Padahal, berdasarkan data Dedi, kas daerah Jabar hanya Rp 2,6 triliun, bukan Rp 4,1 triliun seperti yang disebut.

“Ya hasilnya, kalau kita melihat data memang per hari ini, per tanggal 17 Oktober, dana di kas Provinsi Jabar memang Rp 2,6 triliun, bukan Rp 4,1 triliun,” kata Dedi saat ditemui wartawan di BI, Rabu (22/10).

Dedi menjelaskan, BI memegang data pelaporan keuangan per 30 September 2025, yakni data dana kas daerah Jabar dalam bentuk giro Rp 3,8 triliun.

“Sisanya adalah dana BLUD yang tersimpan dalam bentuk deposito di BLUD masing-masing di luar kas daerah karena mereka melakukan pengelolaannya sendiri seperti rumah sakit, dinas kesehatan, atau lembaga-lembaga yang memberikan layanan kesehatan. Tapi dana dalam bentuk simpanan atau deposito di kas daerah tidak ada,” ujar Dedi.
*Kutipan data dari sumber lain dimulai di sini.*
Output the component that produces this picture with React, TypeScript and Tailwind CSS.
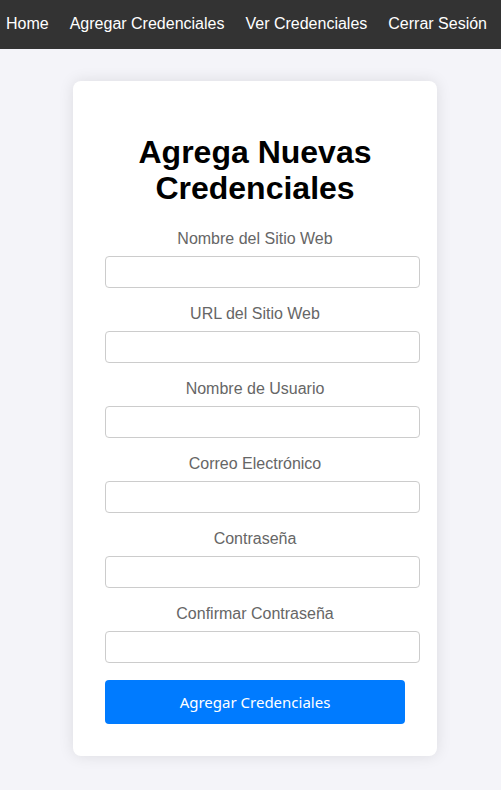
const links = ["Home", "Agregar Credenciales", "Ver Credenciales", "Cerrar Sesión"];

const fields = [
  { id: "sitio", label: "Nombre del Sitio Web", type: "text" },
  { id: "url", label: "URL del Sitio Web", type: "url" },
  { id: "usuario", label: "Nombre de Usuario", type: "text" },
  { id: "correo", label: "Correo Electrónico", type: "email" },
  { id: "contrasena", label: "Contraseña", type: "password" },
  { id: "confirmar", label: "Confirmar Contraseña", type: "password" },
];

export default function App() {
  return (
    <div className="min-h-screen bg-[#f4f4f9] font-['Liberation_Sans',Arial,sans-serif] text-base">
      <nav className="flex h-[49px] items-center justify-center gap-[21px] bg-[#333333] pr-2 pb-px whitespace-nowrap text-white">
        {links.map((link) => (
          <a key={link} href="#">
            {link}
          </a>
        ))}
      </nav>
      <main className="flex justify-center py-8 pr-4 pl-[25px]">
        <form
          className="w-full max-w-[364px] rounded-lg bg-white p-8 text-center shadow-[0_0_15px_rgba(0,0,0,0.1)]"
          onSubmit={(e) => e.preventDefault()}
        >
          <h1 className="mt-[21px] mb-[23px] text-[32px] leading-9 font-bold text-black">
            Agrega Nuevas Credenciales
          </h1>
          <div className="mb-[17px] flex flex-col gap-4">
            {fields.map((field) => (
              <div key={field.id}>
                <label htmlFor={field.id} className="mb-2 block leading-[19px] text-[#666666]">
                  {field.label}
                </label>
                <input
                  id={field.id}
                  type={field.type}
                  className="block h-8 w-[calc(100%+15px)] rounded border border-[#cccccc] bg-white px-2"
                />
              </div>
            ))}
          </div>
          <button
            type="submit"
            className="block h-11 w-full rounded bg-[#007bff] font-['Noto_Sans',sans-serif] text-[15px] text-white"
          >
            Agregar Credenciales
          </button>
        </form>
      </main>
    </div>
  );
}
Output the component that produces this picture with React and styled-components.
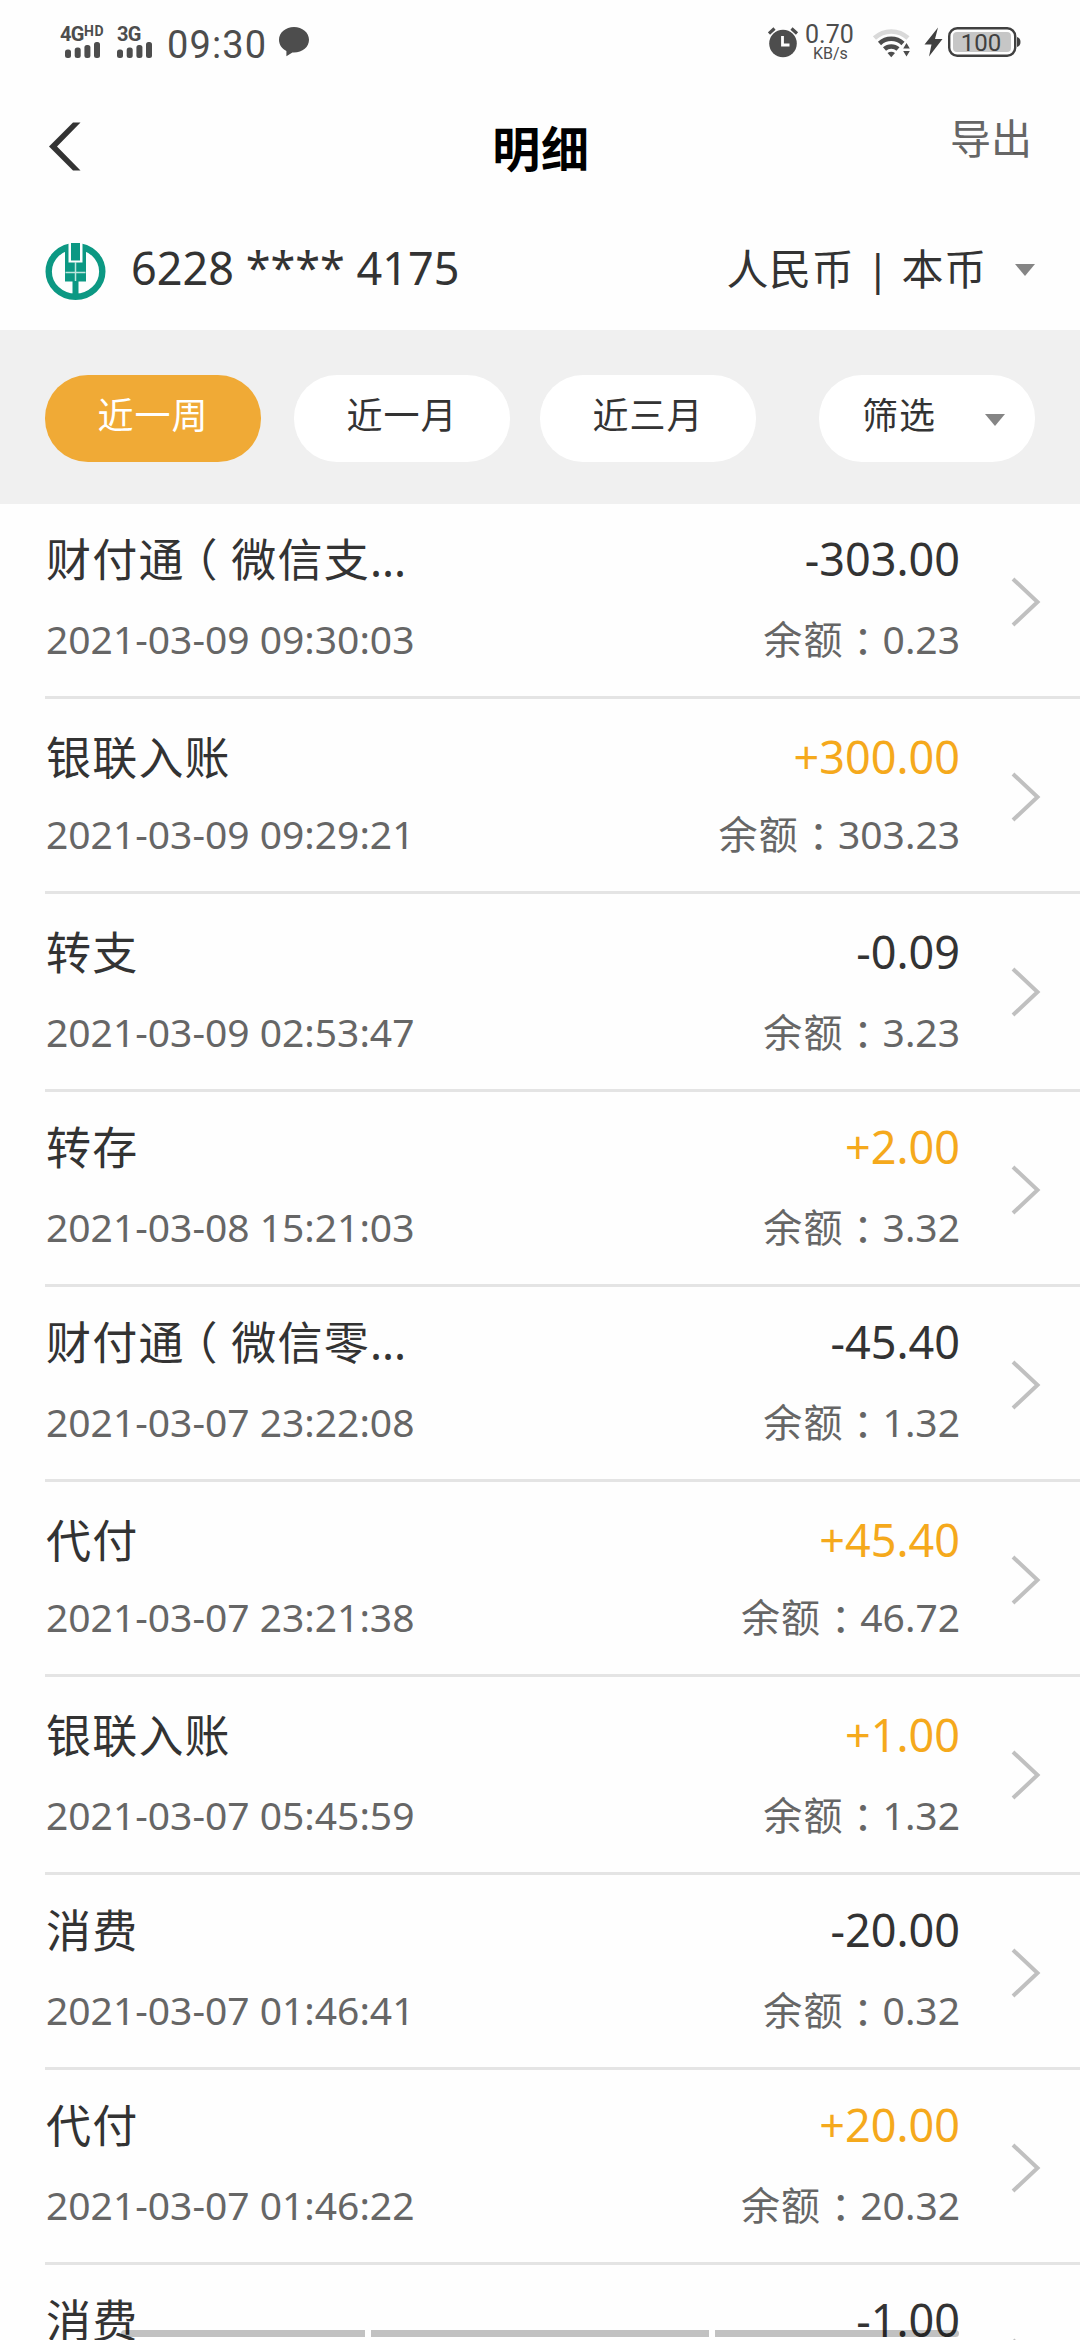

KDM menerangkan bahwa BI tidak memiliki data harian, sedangkan Kemendagri dan Pemprov memiliki data harian di SIPD (Sistem Informasi Pemerintahan Daerah).

“BI itu hanya mengambil data-data dari bank kemudian dicatat dan dilaporkan setiap akhir bulan. Itu persoalannya,” ujar KDM.

Menurut KDM, penilaian akhir kemampuan belanja pemerintah daerah adalah pada akhir tahun. “Di tanggal 31 Desember, pemerintah Provinsi Jabar berhasil membelanjakan uang berapa? Andai kata ada sisa, sisanya harus wajar,” katanya.